==== Data for this exercise ====
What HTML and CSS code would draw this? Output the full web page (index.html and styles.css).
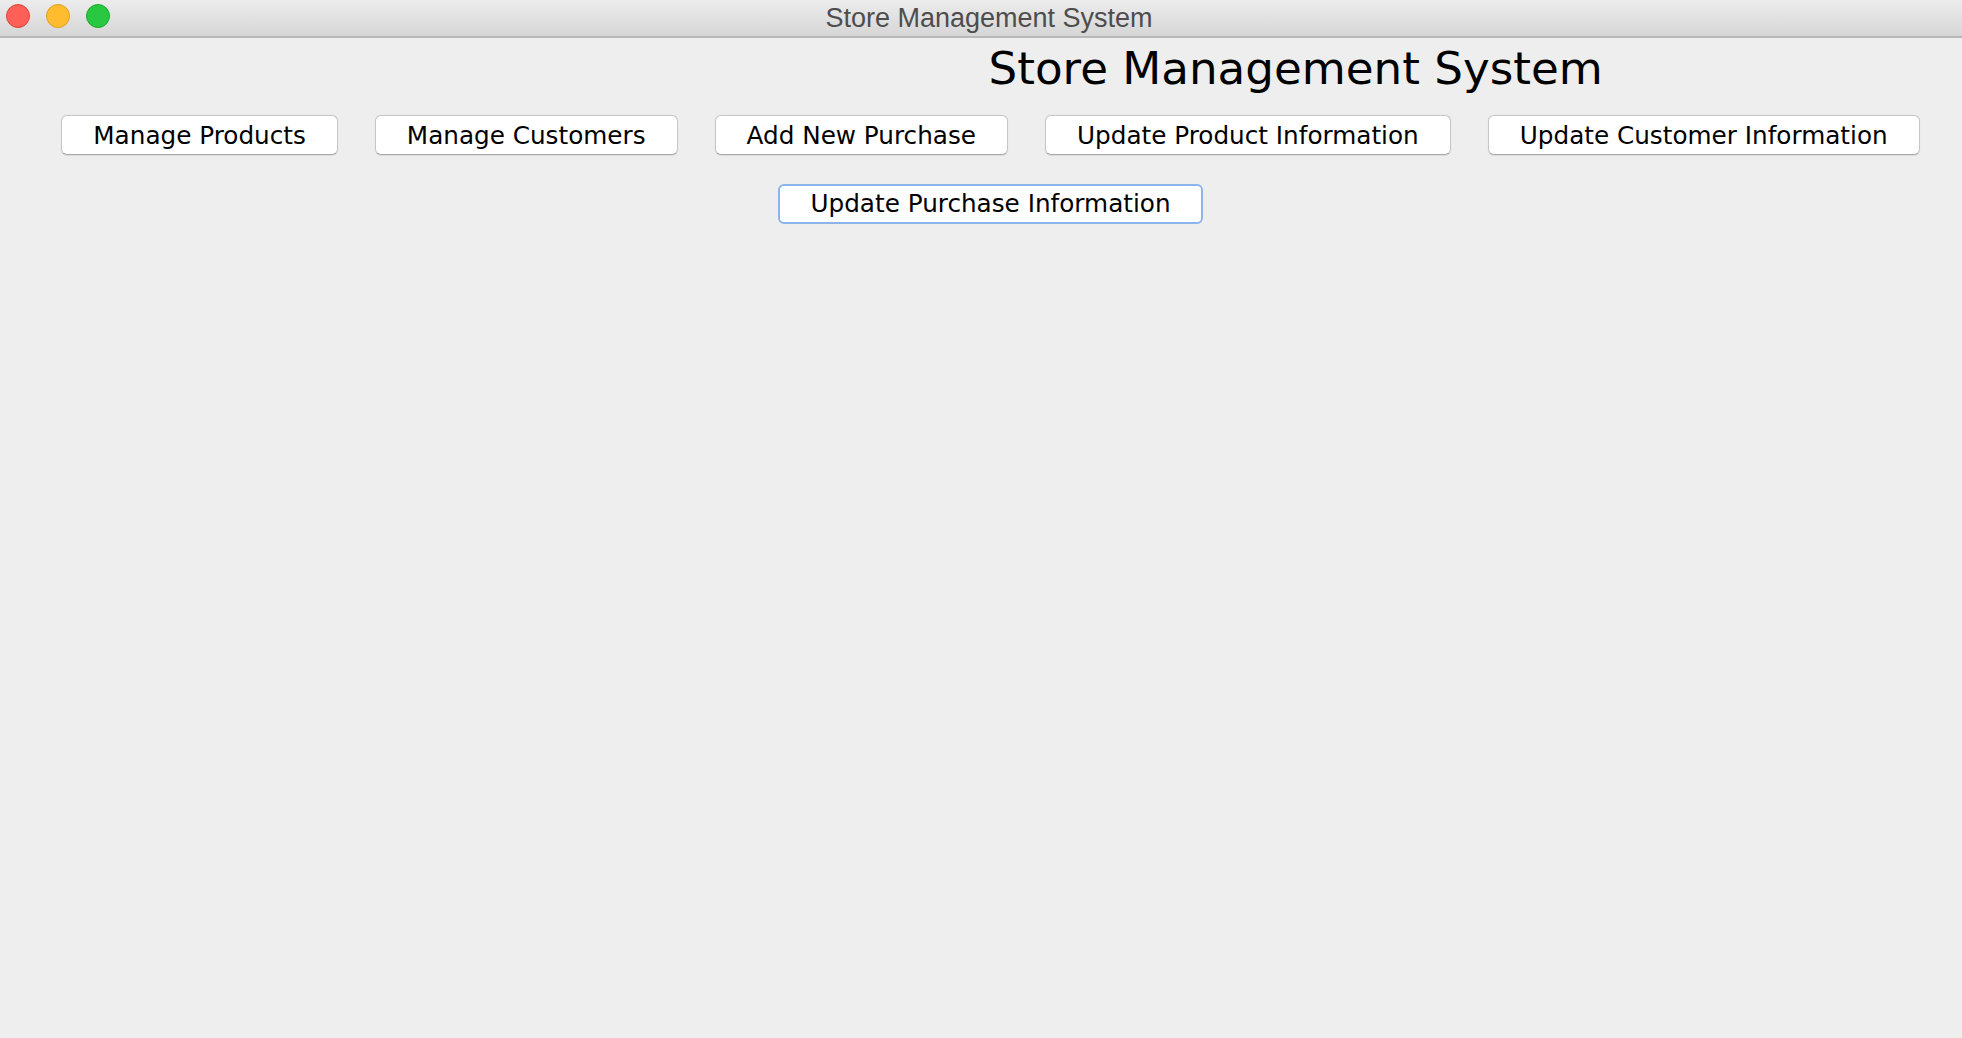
FILE: index.html
```html
<!DOCTYPE html>
<html>
<head>
<meta charset="utf-8">
<title>Store Management System</title>
<link rel="stylesheet" href="styles.css">
</head>
<body>
<div class="window">
  <div class="titlebar">
    <div class="lights">
      <span class="light red"></span>
      <span class="light yellow"></span>
      <span class="light green"></span>
    </div>
    <div class="title">Store Management System</div>
  </div>
  <div class="content">
    <div class="header">
      <div class="spacer"></div>
      <h1 class="heading">Store Management System</h1>
    </div>
    <div class="row row-first">
      <button class="btn">Manage Products</button>
      <button class="btn">Manage Customers</button>
      <button class="btn">Add New Purchase</button>
      <button class="btn">Update Product Information</button>
      <button class="btn">Update Customer Information</button>
    </div>
    <div class="row row-second">
      <button class="btn btn-focus">Update Purchase Information</button>
    </div>
  </div>
</div>
</body>
</html>
```

FILE: styles.css
```css
html, body {
  margin: 0;
  padding: 0;
  background: #eeeeee;
}

.window {
  width: 1962px;
  height: 1038px;
  background: #eeeeee;
  overflow: hidden;
}

.titlebar {
  position: relative;
  height: 36px;
  background: linear-gradient(#ececec, #d6d6d6);
  border-bottom: 2px solid #b8b8b8;
  box-sizing: content-box;
}

.lights {
  position: absolute;
  left: 6px;
  top: 4px;
  display: flex;
  gap: 16px;
}

.light {
  width: 22px;
  height: 22px;
  border-radius: 50%;
  border: 1px solid transparent;
}

.red { background: #fe5f57; border-color: #e0443e; }
.yellow { background: #febc2e; border-color: #dea123; }
.green { background: #28c840; border-color: #1aab29; }

.title {
  text-align: center;
  padding-left: 16px;
  font-family: "Liberation Sans", Arial, sans-serif;
  font-size: 27px;
  line-height: 36px;
  color: #4d4d4d;
}

.content {
  padding-left: 19px;
}

.header {
  display: grid;
  grid-template-columns: 1fr 1fr;
  margin-top: 4px;
}

.heading {
  margin: 0 0 0 -2px;
  font-family: "DejaVu Sans", sans-serif;
  font-weight: normal;
  font-size: 45.2px;
  line-height: 53px;
  color: #000;
  white-space: nowrap;
}

.row {
  display: flex;
  justify-content: center;
  gap: 37px;
}

.row-first {
  margin-top: 20px;
}

.row-second {
  margin-top: 29px;
}

.btn {
  font-family: "DejaVu Sans", sans-serif;
  font-size: 24.7px;
  color: #000;
  background: #ffffff;
  border: 1px solid #c6c6c6;
  border-bottom-color: #a9a9a9;
  border-radius: 6px;
  height: 40px;
  box-sizing: border-box;
  padding: 1px 31px 0;
  line-height: 36px;
  white-space: nowrap;
  box-shadow: 0 0.5px 1px rgba(0, 0, 0, 0.08);
  margin: 0;
}

.btn-focus {
  border: 2px solid #8cb3ea;
  padding: 0 30px;
  line-height: 36px;
  box-shadow: none;
}
```
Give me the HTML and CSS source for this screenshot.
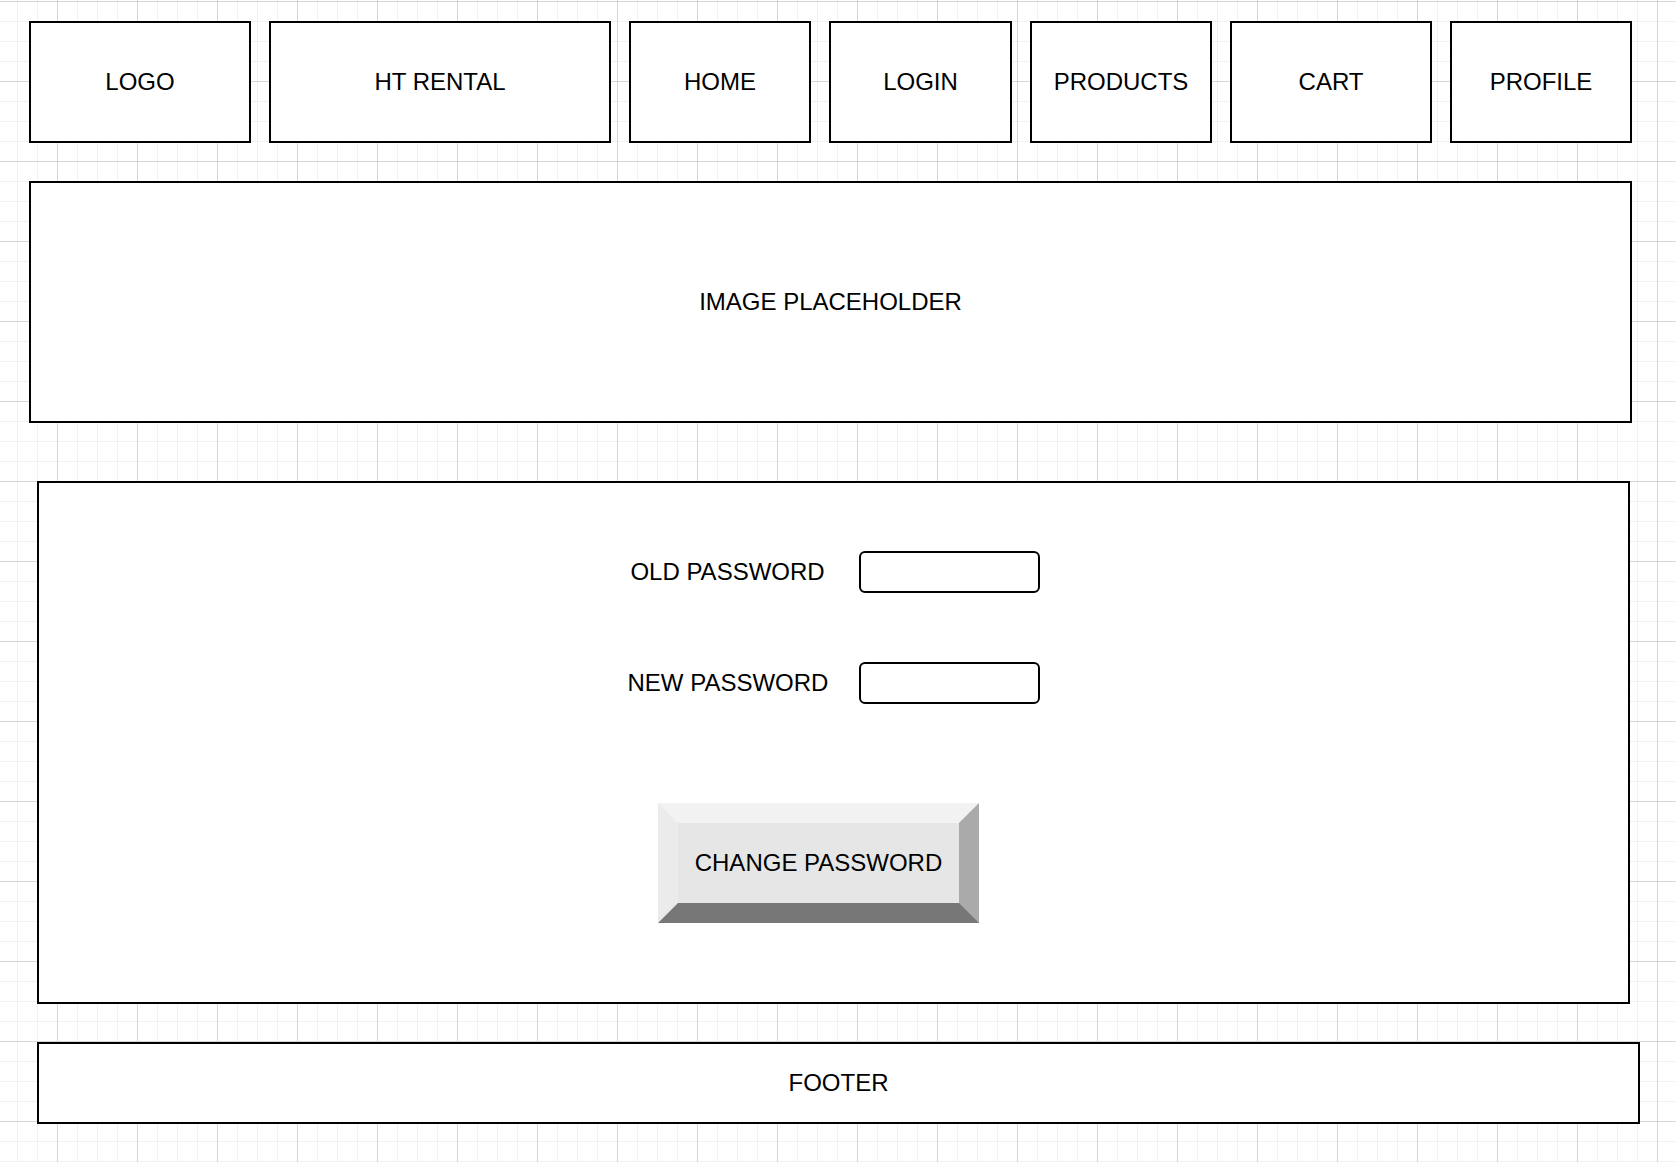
====
Work to do.
Copy out each line of the data containing the string "index".

Result of this exercise.
What HTML and CSS code would draw this? Output the full web page (index.html and styles.css).
FILE: index.html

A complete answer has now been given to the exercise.